Theodor Kallifatides, an acclaimed Greek author exiled in Sweden for more than 4 decades at age 68, visits his 92-year-old mother, who still resides in Athens. Both know that this may be one of their last encounters before her death. During the week they spend together, they reminisce about the most important things in their lives, including the presence and absence of Theodor’s father, whose life story he is reading. There, his father explains his difficult journey, from his origins as a Greek exile in Turkey through his months in a Nazi prison, and his passion for teaching.
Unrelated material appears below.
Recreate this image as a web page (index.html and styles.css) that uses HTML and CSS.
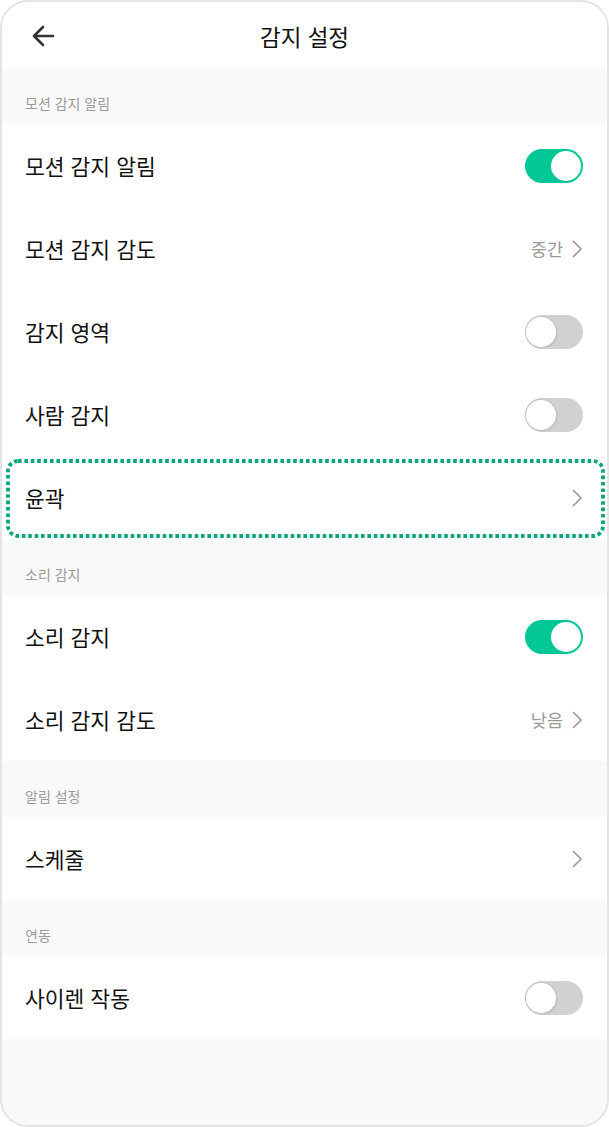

All this reveals the history of a family through the 20th century. But Kallifatides’s book is above all a wonderful tribute to the love of his mother, depicted in an unforgettable way, while conveying a universal truth about the importance of our mothers.
PUBLISHERS WEEKLY
In this poetic account, Greek novelist Kallifatides (The Siege of Troy) spins a weeklong visit with his elderly mother into a moving reflection on legacy. When Kallifatides was 68 and his mother was 92, the author returned to Athens from Sweden to write about her before she died. Over lazy mornings with coffee and cookies, the two discussed her childhood, the family's migratory patterns, and some buried ancestral secrets. "I have a tendency to philosophize a little while I am waking up," Kallifatides jokes at one point, before gorgeously examining his unprocessed grief for his late father. Much of the account strikes a similar balance of beauty and self-awareness. After initially worrying his mother's death will destroy the family record, Kallifatides pauses to consider his own well of memories, such as that of a young lover whose "lips tasted of oranges." While fretting about what to share with his own grandchildren, he posits that he'd like to leave them "the scent of a human life, the scent that, though it is not sharp, cuts through time like a perfectly honed knife through a ripe apple." With this slim but generous volume, he's already succeeded. It's a stunning ode to mother and motherland alike.